Last morning, my mother was listening to Pastor Ed Lapiz's sermon, and I remembered he said that if you and your spouse's thoughts met halfway, you will understand each other, and, no matter how how far you are apart, you will never be separated (Or that's what I thought he said I guess, sorry I have poor memory).
I think it also applies to friends.
This afternoon, I overheard my close (as in close, we were friends since first year) that there was a conflict (not exactly, but yeah, that's the point) between my friends. And so I tried to know what happened. I only a had a teeny weeny tiny grasp of what was that about, but I'm still baffled.

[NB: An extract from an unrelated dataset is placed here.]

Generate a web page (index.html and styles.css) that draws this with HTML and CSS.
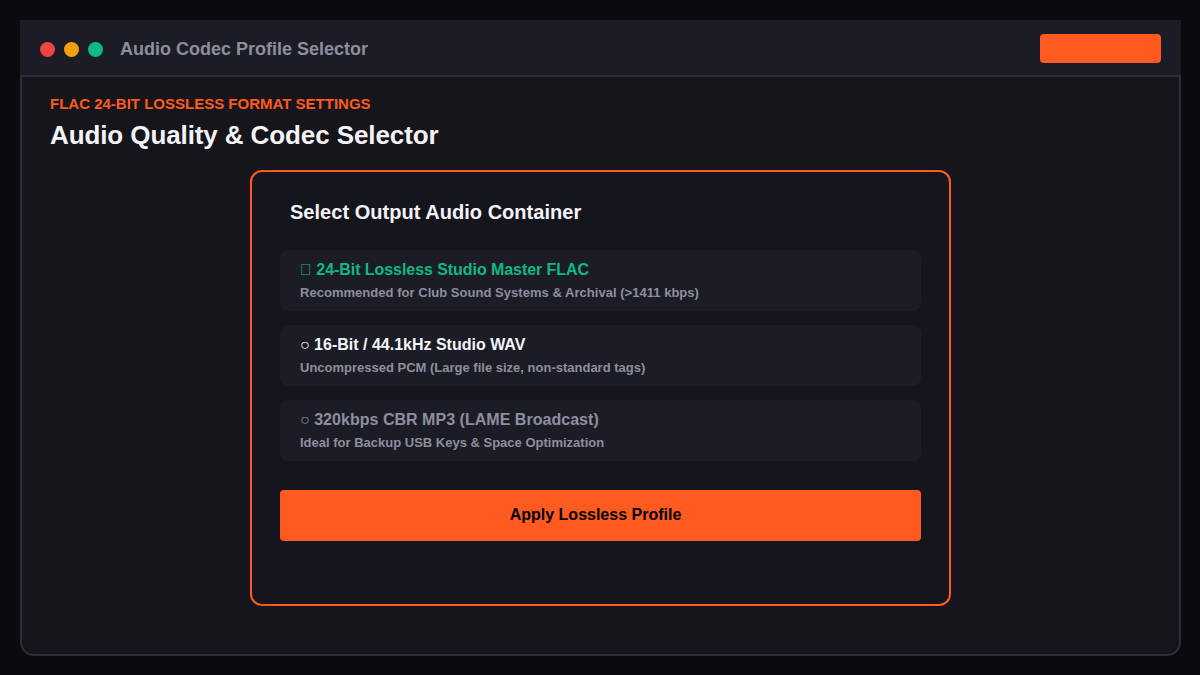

But from what I saw, I thought of some realizations (which may be wrong), and here are these.
First, I REALLY regret to what I've done to one of my friends, because, in what I'm seeing today, she didn't deserve the treatment I gave her when we were first year. I apologize.
Second, I feel sorry to another one of my friends who is currently caught between a rock and a hard place.
And third, I'm kinda pissed off (even though I don't have the right to). I mean, why is this happening? I thought friends are supposed to be understanding each other, and I reiterate what I've said way earlier, if you and someone are connected in thought, you would never be separated no matter how far you are with each other. And yes, even though we are in third year already, it is still happening all over and over again (I feel like I'm still in high school with what is happening ugh).
But of course, I've only seen the other side of the story. I hope when the whole group will talk about what is happening, it will turn out to be good. But if they cannot do anything about it, then I might as well weep and say goodbye to a love (or friendship) that was lost (I hope not, just exaggerating haha).
P.S.
I know I do not have the right to speak, i just wanted to let out all these emotions and thoughts I have in mind. So pardon my rudeness.